Reading Data: It’s All About the Iterator
Consumers don’t just say “give me data.” They have to ask for data from a specific position in a specific shard using a shard iterator. This iterator is a token that represents your current place in the shard’s log. You can get an iterator from the tip of the shard (LATEST) or from the beginning (TRIM_HORIZON), or even from a specific sequence number you’ve stored yourself, which is the basis for checkpointing.
Here’s a simplified example of a consumer reading from a shard.
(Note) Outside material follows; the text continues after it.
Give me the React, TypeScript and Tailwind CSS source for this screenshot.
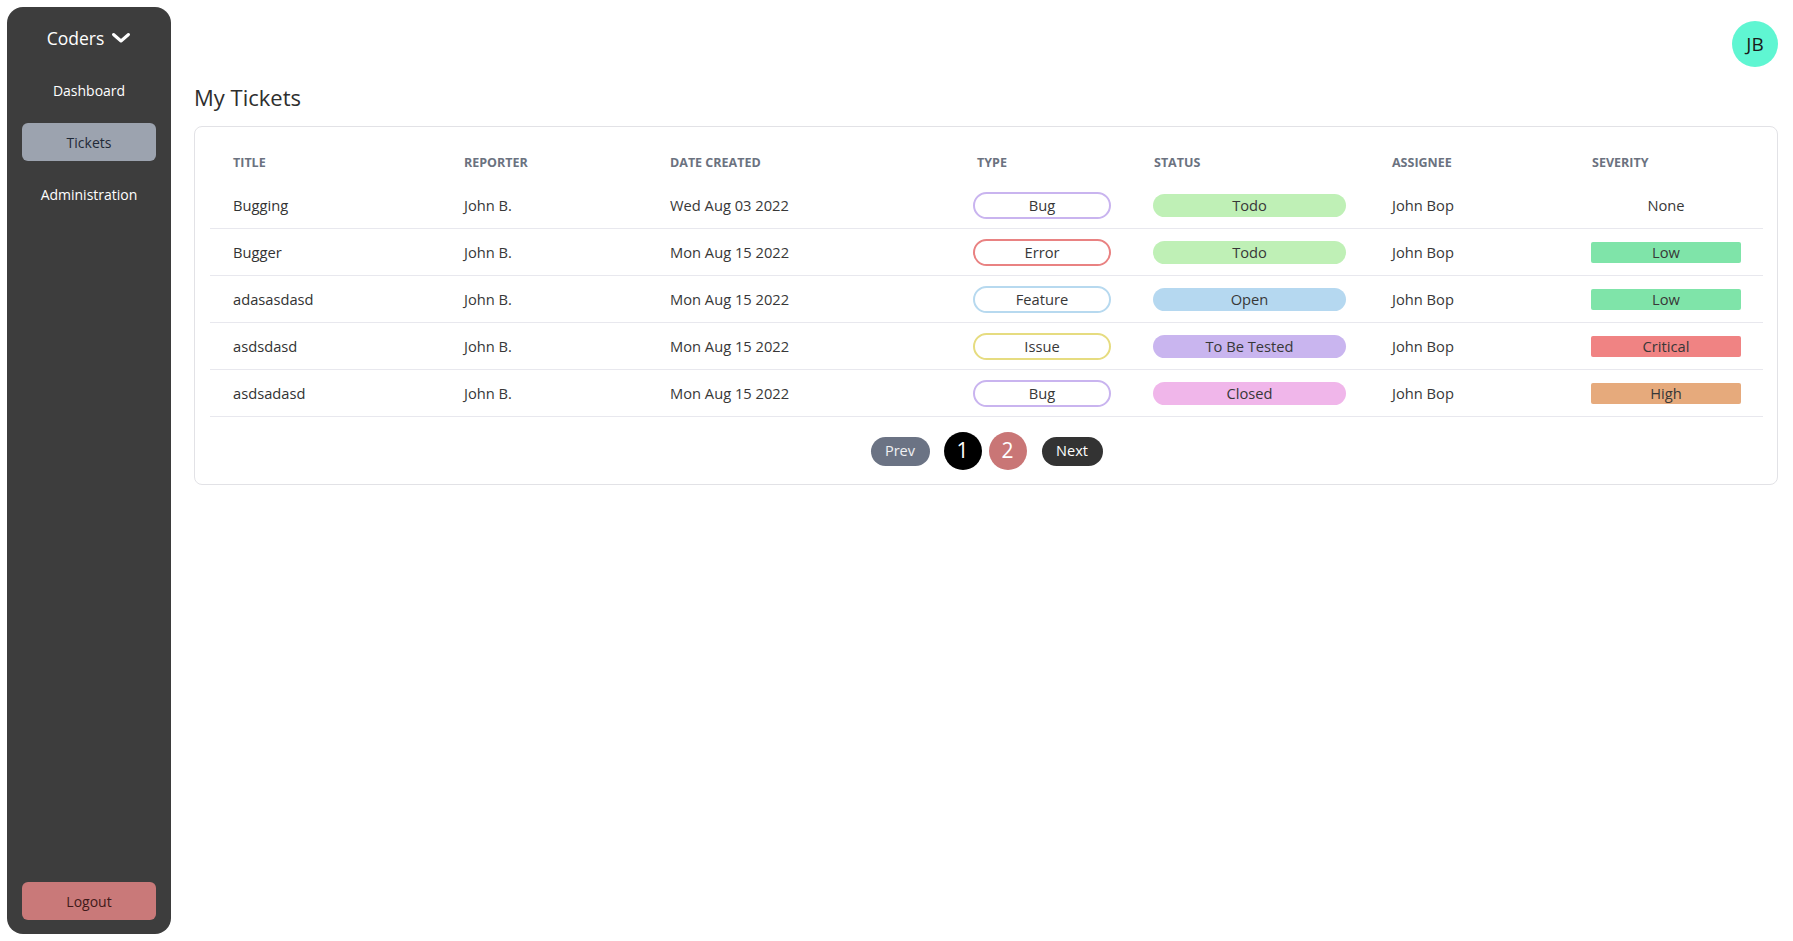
import React from 'react';

type Ticket = {
  title: string;
  reporter: string;
  created: string;
  type: 'Bug' | 'Error' | 'Feature' | 'Issue';
  status: 'Todo' | 'Open' | 'To Be Tested' | 'Closed';
  assignee: string;
  severity: 'None' | 'Low' | 'Critical' | 'High';
};

const tickets: Ticket[] = [
  { title: 'Bugging', reporter: 'John B.', created: 'Wed Aug 03 2022', type: 'Bug', status: 'Todo', assignee: 'John Bop', severity: 'None' },
  { title: 'Bugger', reporter: 'John B.', created: 'Mon Aug 15 2022', type: 'Error', status: 'Todo', assignee: 'John Bop', severity: 'Low' },
  { title: 'adasasdasd', reporter: 'John B.', created: 'Mon Aug 15 2022', type: 'Feature', status: 'Open', assignee: 'John Bop', severity: 'Low' },
  { title: 'asdsdasd', reporter: 'John B.', created: 'Mon Aug 15 2022', type: 'Issue', status: 'To Be Tested', assignee: 'John Bop', severity: 'Critical' },
  { title: 'asdsadasd', reporter: 'John B.', created: 'Mon Aug 15 2022', type: 'Bug', status: 'Closed', assignee: 'John Bop', severity: 'High' },
];

const typeBorder: Record<Ticket['type'], string> = {
  Bug: 'border-[#c9b4ef]',
  Error: 'border-[#e98282]',
  Feature: 'border-[#b7d9ef]',
  Issue: 'border-[#e6dc80]',
};

const statusBg: Record<Ticket['status'], string> = {
  Todo: 'bg-[#bff0b6]',
  Open: 'bg-[#b5d8f0]',
  'To Be Tested': 'bg-[#c9b5ef]',
  Closed: 'bg-[#f0b6ea]',
};

const severityBg: Record<Ticket['severity'], string> = {
  None: '',
  Low: 'bg-[#7fe4a9]',
  Critical: 'bg-[#f08383]',
  High: 'bg-[#e6aa7c]',
};

const cols = 'grid grid-cols-[231fr_206fr_307fr_177fr_238fr_200fr_194fr]';

function Sidebar() {
  return (
    <aside className="w-[164px] shrink-0 bg-[#3d3d3d] rounded-2xl flex flex-col px-[15px] pt-[19px] pb-[14px] text-white">
      <div className="flex items-center justify-center gap-[7px] h-[24px] text-[17.5px]">
        <span>Coders</span>
        <svg width="20" height="12" viewBox="0 0 20 12" fill="none" stroke="currentColor" strokeWidth="3" strokeLinecap="round" strokeLinejoin="round">
          <path d="M2.5 2.5 L10 9 L17.5 2.5" />
        </svg>
      </div>
      <nav className="mt-[21px] flex flex-col gap-[14px] text-[14px]">
        <a className="h-[38px] flex items-center justify-center rounded-md">Dashboard</a>
        <a className="h-[38px] flex items-center justify-center rounded-md bg-[#9ca3af] text-[#1f2937]">Tickets</a>
        <a className="h-[38px] flex items-center justify-center rounded-md">Administration</a>
      </nav>
      <button className="mt-auto h-[38px] rounded-md bg-[#c97979] text-[#3f1a1a] text-[14px]">Logout</button>
    </aside>
  );
}

function TicketRow({ t }: { t: Ticket }) {
  return (
    <div className={`${cols} h-[47px] items-center border-b border-[#e8e8ee] text-[14.7px] text-[#383838]`}>
      <div className="pl-[23px] font-medium text-[#333]">{t.title}</div>
      <div className="pl-[23px]">{t.reporter}</div>
      <div className="pl-[23px]">{t.created}</div>
      <div className="pl-[19px]">
        <div className={`w-[138px] h-[27px] rounded-full border-[2.5px] ${typeBorder[t.type]} flex items-center justify-center`}>
          {t.type}
        </div>
      </div>
      <div className="pl-[22px]">
        <div className={`w-[193px] h-[23px] rounded-full ${statusBg[t.status]} flex items-center justify-center`}>
          {t.status}
        </div>
      </div>
      <div className="pl-[23px]">{t.assignee}</div>
      <div className="pl-[22px]">
        <div className={`w-[150px] h-[21px] rounded-[2px] ${severityBg[t.severity]} flex items-center justify-center`}>
          {t.severity}
        </div>
      </div>
    </div>
  );
}

export default function App() {
  return (
    <div className="h-screen w-full flex bg-white p-[7px] font-['Open_Sans',sans-serif]">
      <Sidebar />
      <main className="flex-1 flex flex-col pl-[23px] pr-[8px]">
        <div className="flex justify-end pt-[14px]">
          <div className="w-[46px] h-[46px] rounded-full bg-[#5ff6d2] flex items-center justify-center text-[19px] text-[#1a1a1a]">
            JB
          </div>
        </div>
        <h2 className="mt-[14px] text-[22px] leading-[32px] font-medium text-[#2e2e2e]">My Tickets</h2>
        <section className="mt-[13px] border border-[#e2e2e6] rounded-lg pl-[15px] pr-[14px] pb-[14px]">
          <div className={`${cols} pt-[28px] pb-[11px] text-[12.5px] leading-4 font-bold text-[#6b7280] uppercase`}>
            <div className="pl-[23px]">Title</div>
            <div className="pl-[23px]">Reporter</div>
            <div className="pl-[23px]">Date Created</div>
            <div className="pl-[23px]">Type</div>
            <div className="pl-[23px]">Status</div>
            <div className="pl-[23px]">Assignee</div>
            <div className="pl-[23px]">Severity</div>
          </div>
          {tickets.map((t) => (
            <TicketRow key={t.title} t={t} />
          ))}
          <div className="mt-[15px] flex items-center justify-center">
            <button className="h-[29px] w-[59px] rounded-full bg-[#6b7384] text-white/90 text-[14.5px]">Prev</button>
            <button className="ml-[14px] w-[38px] h-[38px] rounded-full bg-black text-white text-[21px]">1</button>
            <button className="ml-[7px] w-[38px] h-[38px] rounded-full bg-[#c97676] text-white text-[21px]">2</button>
            <button className="ml-[15px] h-[29px] w-[61px] rounded-full bg-[#333333] text-white text-[14.5px]">Next</button>
          </div>
        </section>
      </main>
    </div>
  );
}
Real applications use the KCL because managing this yourself is a part-time job.
const { KinesisClient, GetShardIteratorCommand, GetRecordsCommand } = require("@aws-sdk/client-kinesis");
const kinesisClient = new KinesisClient({ region: "us-east-1" });
// First, get an iterator starting from the beginning of the shard
const getIteratorParams = {
StreamName: "my-orders-stream",
ShardId: "shardId-000000000000", // You need to know which shard to read from!
ShardIteratorType: "TRIM_HORIZON"
};
const readRecords = async () => {
try {
const iteratorData = await kinesisClient.send(new GetShardIteratorCommand(getIteratorParams));
const shardIterator = iteratorData.ShardIterator;
// Now use the iterator to get the actual records
const recordsParams = { ShardIterator: shardIterator };
const recordsData = await kinesisClient.send(new GetRecordsCommand(recordsParams));
recordsData.Records.forEach(record => {
const data = JSON.parse(Buffer.from(record.Data).toString());
console.log(`Seq: ${record.SequenceNumber}, Data:`, data);
});
// The next call would use recordsData.NextShardIterator to continue
} catch (err) {
console.error("Error reading records", err);
}
};
readRecords();
The absolute most critical thing to remember about reading is the 2 MB/second output limit per shard is shared across all consumers. If you have five applications reading from the same shard, they are all collectively limited to 2 MB/s. If one greedy consumer hogs it, the others get throttled. This is the number one reason people unexpectedly need to add more shards. Your consumers are scaling, but your stream can’t keep up. Plan for it.